Voice Assistants: A Big R&D Bet Which People Rarely Use
Big tech would really like you to engage with their products using your voice.
Firms like Google (NASDAQ:GOOGL), Apple (NASDAQ:APPL), and Amazon (NASDAQ:AMZN) have collectively spent tens of billions of dollars perfecting the technology that allows their gadgets to listen attentively for your voice, understand your commands, and respond obediently.
The problem? People just aren’t that enthusiastic about it.
A recent survey by market research firm SUMO Heavy has found that approximately 30% of US adults are active users of voice assistants. 46% say they never use them, while 19% use them rarely.
As far as the device type, the bulk (49%), use voice assistants with their smartphone, followed by smart speaker, and then PC.
Those that do use voice assistants on their smartphone tend to be iPhone users. While technically Siri and Google Assistant are effectively equal, iPhone users simply feel more comfortable with voice assistants. This could be because iPhone users are usually older, and the Android world has a much larger install base of low-end phones.
Compared to smartphones, the active user base of smart speakers is small.
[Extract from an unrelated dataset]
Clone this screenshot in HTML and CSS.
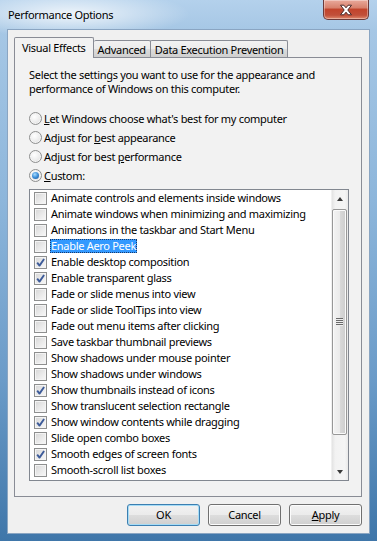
FILE: index.html
```html
<!DOCTYPE html>
<html>
<head>
<meta charset="utf-8">
<title>Performance Options</title>
<link rel="stylesheet" href="styles.css">
</head>
<body>
<div class="window">
  <div class="titlebar">
    <span class="title">Performance Options</span>
    <div class="close" aria-label="Close">
      <svg width="18" height="12" viewBox="0 0 18 12"><path d="M3.5 1.2h3.4l2.1 2.6 2.1-2.6h3.4l-3.7 4.8 3.7 4.8h-3.4l-2.1-2.6-2.1 2.6h-3.4l3.7-4.8z" fill="#fff" stroke="#4a2a2a" stroke-width="1" stroke-linejoin="round"/></svg>
    </div>
  </div>
  <div class="client">
    <div class="tabs">
      <div class="tab active">Visual Effects</div>
      <div class="tab">Advanced</div>
      <div class="tab">Data Execution Prevention</div>
    </div>
    <div class="panel">
      <p class="desc">Select the settings you want to use for the appearance and performance of Windows on this computer.</p>
      <div class="radios">
        <div class="radio-row"><span class="radio"></span><span><u>L</u>et Windows choose what's best for my computer</span></div>
        <div class="radio-row"><span class="radio"></span><span>Adjust for <u>b</u>est appearance</span></div>
        <div class="radio-row"><span class="radio"></span><span>Adjust for best <u>p</u>erformance</span></div>
        <div class="radio-row"><span class="radio checked"></span><span><u>C</u>ustom:</span></div>
      </div>
      <div class="listbox">
        <ul class="items">
          <li><span class="cb"></span><span class="lbl">Animate controls and elements inside windows</span></li>
          <li><span class="cb"></span><span class="lbl">Animate windows when minimizing and maximizing</span></li>
          <li><span class="cb"></span><span class="lbl">Animations in the taskbar and Start Menu</span></li>
          <li><span class="cb"></span><span class="lbl selected">Enable Aero Peek</span></li>
          <li><span class="cb checked"><svg viewBox="0 0 13 13"><path d="M3.2 6.6l2.3 3 4.6-6.6" /></svg></span><span class="lbl">Enable desktop composition</span></li>
          <li><span class="cb checked"><svg viewBox="0 0 13 13"><path d="M3.2 6.6l2.3 3 4.6-6.6" /></svg></span><span class="lbl">Enable transparent glass</span></li>
          <li><span class="cb"></span><span class="lbl">Fade or slide menus into view</span></li>
          <li><span class="cb"></span><span class="lbl">Fade or slide ToolTips into view</span></li>
          <li><span class="cb"></span><span class="lbl">Fade out menu items after clicking</span></li>
          <li><span class="cb"></span><span class="lbl">Save taskbar thumbnail previews</span></li>
          <li><span class="cb"></span><span class="lbl">Show shadows under mouse pointer</span></li>
          <li><span class="cb"></span><span class="lbl">Show shadows under windows</span></li>
          <li><span class="cb checked"><svg viewBox="0 0 13 13"><path d="M3.2 6.6l2.3 3 4.6-6.6" /></svg></span><span class="lbl">Show thumbnails instead of icons</span></li>
          <li><span class="cb"></span><span class="lbl">Show translucent selection rectangle</span></li>
          <li><span class="cb checked"><svg viewBox="0 0 13 13"><path d="M3.2 6.6l2.3 3 4.6-6.6" /></svg></span><span class="lbl">Show window contents while dragging</span></li>
          <li><span class="cb"></span><span class="lbl">Slide open combo boxes</span></li>
          <li><span class="cb checked"><svg viewBox="0 0 13 13"><path d="M3.2 6.6l2.3 3 4.6-6.6" /></svg></span><span class="lbl">Smooth edges of screen fonts</span></li>
          <li><span class="cb"></span><span class="lbl">Smooth-scroll list boxes</span></li>
        </ul>
        <div class="scrollbar">
          <div class="sb-btn"><span class="arrow up"></span></div>
          <div class="sb-track">
            <div class="thumb"><span class="grip"></span></div>
          </div>
          <div class="sb-btn"><span class="arrow down"></span></div>
        </div>
      </div>
    </div>
    <div class="buttons">
      <div class="btn default">OK</div>
      <div class="btn">Cancel</div>
      <div class="btn"><u>A</u>pply</div>
    </div>
  </div>
</div>
</body>
</html>
```

FILE: styles.css
```css
* { box-sizing: border-box; }
html, body { margin: 0; padding: 0; }
body {
  width: 377px;
  height: 541px;
  overflow: hidden;
  font-family: "Noto Sans", "Segoe UI", sans-serif;
  font-size: 11px;
  letter-spacing: -0.3px;
  color: #000;
}
u { text-decoration: underline; text-underline-offset: 1px; }

.window {
  width: 377px;
  height: 541px;
  display: flex;
  flex-direction: column;
  padding: 0 7px 7px 7px;
  background:
    radial-gradient(ellipse 120px 24px at 70px 14px, rgba(255,255,255,0.8), rgba(255,255,255,0) 100%),
    linear-gradient(180deg, #b4d1ec 0px, #a6c7e5 30px, #8db6db 200px, #6b9bc8 380px, #3f76a9 541px);
}

.titlebar {
  height: 29px;
  display: flex;
  justify-content: space-between;
  align-items: flex-start;
}
.title {
  padding: 6px 0 0 1px;
  line-height: 17px;
}
.close {
  width: 46px;
  height: 20px;
  margin-right: 1px;
  border: 1px solid #6b3a3a;
  border-top: none;
  border-radius: 0 0 5px 5px;
  background: linear-gradient(180deg, #e9a99b 0%, #d8826e 40%, #c2442c 50%, #c1503a 80%, #e08a6e 100%);
  box-shadow: inset 0 0 0 1px rgba(255,255,255,0.35);
  display: flex;
  align-items: center;
  justify-content: center;
}

.client {
  flex: 1;
  background: #f0f0f0;
  border: 1px solid #8aa5c2;
  padding: 7px 7px 0 6px;
  display: flex;
  flex-direction: column;
}

.tabs {
  display: flex;
  align-items: flex-end;
  position: relative;
  z-index: 1;
}
.tab {
  height: 17px;
  padding: 0 4px;
  border: 1px solid #898c95;
  border-bottom: none;
  border-radius: 2px 2px 0 0;
  background: linear-gradient(180deg, #f2f2f2 0%, #ebebeb 50%, #dddddd 51%, #cfcfcf 100%);
  display: flex;
  align-items: center;
  margin-left: -1px;
  white-space: nowrap;
}
.tab.active {
  height: 21px;
  margin-left: 0;
  margin-right: 0;
  margin-bottom: -1px;
  padding: 0 7px 1px 7px;
  background: #f2f2f2;
  position: relative;
  z-index: 2;
}
.tab.active + .tab { margin-left: 0; border-left: none; }

.panel {
  border: 1px solid #898c95;
  background: #f2f2f2;
  height: 440px;
  padding: 10px 12px 0 14px;
  display: flex;
  flex-direction: column;
}
.desc {
  margin: 0;
  line-height: 14px;
}
.radios {
  margin-top: 13px;
  display: flex;
  flex-direction: column;
}
.radio-row {
  height: 19px;
  display: flex;
  align-items: center;
  gap: 2px;
}
.radio {
  width: 13px;
  height: 13px;
  border-radius: 50%;
  border: 1px solid #8e8f8f;
  background: radial-gradient(circle at 40% 35%, #ffffff 0%, #ececec 55%, #cfcfcf 100%);
  box-shadow: inset 0 0 0 1px #f4f4f4;
  display: flex;
  align-items: center;
  justify-content: center;
  flex: none;
}
.radio.checked::after {
  content: "";
  width: 7px;
  height: 7px;
  border-radius: 50%;
  background: radial-gradient(circle at 40% 35%, #a8dcff 0%, #3c8ed8 50%, #1a4f8f 100%);
}

.listbox {
  margin-top: 4px;
  height: 292px;
  border: 1px solid #828790;
  background: #fff;
  display: flex;
}
.items {
  list-style: none;
  margin: 0;
  padding: 0 0 0 4px;
  flex: 1;
}
.items li {
  height: 16px;
  display: flex;
  align-items: center;
}
.cb {
  width: 13px;
  height: 13px;
  border: 1px solid #8e8f8f;
  background: linear-gradient(135deg, #d6d6d6 0%, #ececec 60%, #f8f8f8 100%);
  box-shadow: inset 0 0 0 1px #f4f4f4;
  flex: none;
  margin-right: 3px;
  position: relative;
}
.cb svg {
  position: absolute;
  left: -1px;
  top: -1px;
  width: 13px;
  height: 13px;
}
.cb svg path {
  fill: none;
  stroke: #3d5b99;
  stroke-width: 1.9;
  stroke-linejoin: round;
}
.lbl {
  padding: 0 1px;
  line-height: 14px;
  white-space: nowrap;
}
.lbl.selected {
  background: #3399ff;
  color: #fff;
  outline: 1px dotted #1a3a6a;
  outline-offset: -1px;
}

.scrollbar {
  width: 17px;
  display: flex;
  flex-direction: column;
  background: linear-gradient(90deg, #e3e3e3 0%, #f2f2f2 20%, #f5f5f5 80%, #e9e9e9 100%);
  border-left: 1px solid #f0f0f0;
}
.sb-btn {
  height: 17px;
  display: flex;
  align-items: center;
  justify-content: center;
  flex: none;
}
.arrow {
  width: 0;
  height: 0;
  border-left: 3.5px solid transparent;
  border-right: 3.5px solid transparent;
}
.arrow.up { border-bottom: 4px solid #3a3a3a; }
.arrow.down { border-top: 4px solid #3a3a3a; }
.sb-track {
  flex: 1;
  padding: 2px 1px 0 0;
}
.thumb {
  height: 226px;
  border: 1px solid #979797;
  border-radius: 2px;
  background: linear-gradient(90deg, #f3f3f3 0%, #ebebeb 50%, #d9d9d9 51%, #cdcdcd 100%);
  box-shadow: inset 0 0 0 1px #fafafa;
  display: flex;
  align-items: center;
  justify-content: center;
}
.grip {
  width: 7px;
  height: 8px;
  background: repeating-linear-gradient(180deg, #6a6a6a 0, #6a6a6a 1px, #eeeeee 1px, #eeeeee 2px);
}

.buttons {
  margin-top: 7px;
  display: flex;
  justify-content: flex-end;
  gap: 8px;
}
.btn {
  width: 73px;
  height: 22px;
  border: 1px solid #707070;
  border-radius: 3px;
  background: linear-gradient(180deg, #f2f2f2 0%, #ebebeb 50%, #dddddd 51%, #cfcfcf 100%);
  box-shadow: inset 0 0 0 1px #fcfcfc;
  display: flex;
  align-items: center;
  justify-content: center;
  line-height: 14px;
}
.btn.default {
  border-color: #3c7fb1;
  box-shadow: inset 0 0 0 1px #a6dcf6;
}
```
This is likely because people are buying speakers for other functionality first — sound quality Bluetooth connectivity, or aesthetic designs and simply don’t know (or don’t care) about its voice-activated capabilities.
Alla Capella Commerce
The fact that people aren’t really interested in voice assistants, and when they are Apple dominates, is a big expensive problem — particularly for Amazon and Google which are invested heavily in this as well as the advertising industry.
While how much big tech has spent on R&D for voice assistant platforms is tough to quantify, Amazon is said to have spent $22.6 billion in 2017 on overall R&D (across the entire company) and has 10,000 employees working full-time on Alexa.
The light at the end of the tunnel is the voice assistant commerce market: Alexa could generate more than $5 billion per year in revenue by 2020, per RBC Capital Markets, and the advertising market, which covers the entire ecosystem (not just Alexa) and is believed to be worth $19 billion globally by 2022 according to Juniper.
For this market to come close to hitting forecasts, people are going to need to start using their voice assistants more to buy. SUMO Heavy’s data says that only 17% of all users had “browsed or shopped products using a voice-activated assistant.”
However, among the weekly or daily voice assistant users, which are mostly iPhone users, 42% said that they had used it to shop. The problem is Apple isn’t reliant on funnelling users to a market place or online store the same way that Amazon or Google are, which have both bet big on this technology as another channel for sales.
It could be that big tech has already spent so much on this technology that it simply can’t abandon its efforts. But the reality is, people are still hesitant of this technology and skeptical to use it to replace what could be done with a few clicks or taps. Until the industry figures out a way to bypass this fear, Alexa, Siri, and Google Assistant will stay silent more often than not.